The corrosion problems associated with higher temperatures and higher concentrations of gas contaminants does not necessarily constrain engineers and designers to the use of expensive alloys for piping. A coating solution for the challenges of the new oil and gas marketspace now exists.
References
1. Al Borno, A. EIS. EIS: Charter Coating Available at: http://www.chartercoating.com/coating_inspection/eis.php. (Accessed: 1st November 2016).
2. EIS of Organic Coatings and Paints. EIS of Organic Coatings-Paints: Electrochemical Impedance Spectroscopy Available at: http://www.gamry.com/application-notes/eis/eis-of-organic-coatings-and-paints/. (Accessed: 4th November 2016).
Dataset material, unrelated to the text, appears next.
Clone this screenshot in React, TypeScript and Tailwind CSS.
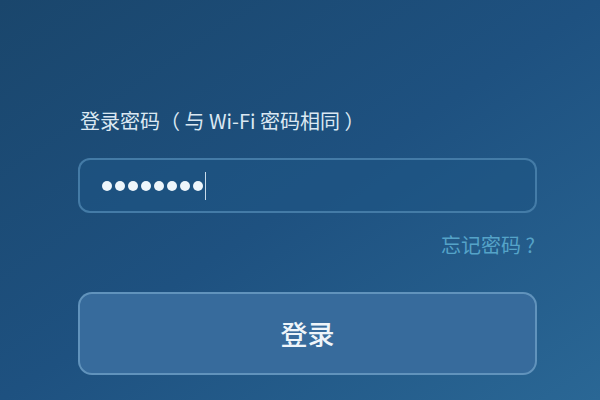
export default function App() {
  return (
    <div
      className="w-[600px] h-[400px] overflow-hidden bg-gradient-to-br from-[#1a466c] via-[#1e5180] to-[#2a6795] text-white"
      style={{ fontFamily: '"Noto Sans CJK SC", "Noto Sans", sans-serif' }}
    >
      <div className="pl-[78px] pr-[63px] pt-[106px]">
        <div className="pl-[2px] text-[20px] leading-[30px] text-[#dbe8f2]">
          登录密码（ 与 Wi-Fi 密码相同 ）
        </div>

        <div className="mt-[22px] h-[55px] rounded-[12px] border-2 border-[#4f86b0]/80 bg-[#1e5584]/60 flex items-center pl-[22px]">
          <div className="flex items-center gap-[3px]">
            {Array.from({ length: 8 }).map((_, i) => (
              <span key={i} className="w-[10px] h-[10px] rounded-full bg-[#eef6fb]" />
            ))}
          </div>
          <span className="ml-[2px] w-[1px] h-[28px] bg-[#c8dbea]" />
        </div>

        <div className="mt-[18px] flex justify-end pr-[2px]">
          <span className="text-[20px] leading-[28px] text-[#55a3c8]">忘记密码 ?</span>
        </div>

        <button className="mt-[33px] w-full h-[83px] rounded-[14px] border-2 border-[#6c9dc4]/80 bg-[#376b9c] flex items-center justify-center">
          <span className="text-[27px] leading-none font-medium text-[#eef5fa]">登录</span>
        </button>
      </div>
    </div>
  )
}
3. RAE Coatings Laboratory. RAE Coatings Laboratory Available at: http://www.raecoatingslab.ca/electrochemical-impedance-spectroscopy-eis. (Accessed: 4th November 2016).
4. Lopez, C.; Allen, F.; Teran, O.; Abisambra, R. Coping with the Heat. World Pipeline (2015).
5. Sour crude oil. Wikipedia Available at: https://en.wikipedia.org/wiki/sour_crude_oil. (Accessed: 1st November 2016).
6. Rao, S. M.SC.; Cortes, J. B.SC.; Dawson, K. PH.D.; Rao, J. B.SC. Autoclave Test of Black Beauty NAP-GARD 7-0017 VHT Coating as per Chevron Joint Operation, Wafra “Qualification of Internal Epoxy Coating Products” Attachment-3 Test Condition 4. February 2016.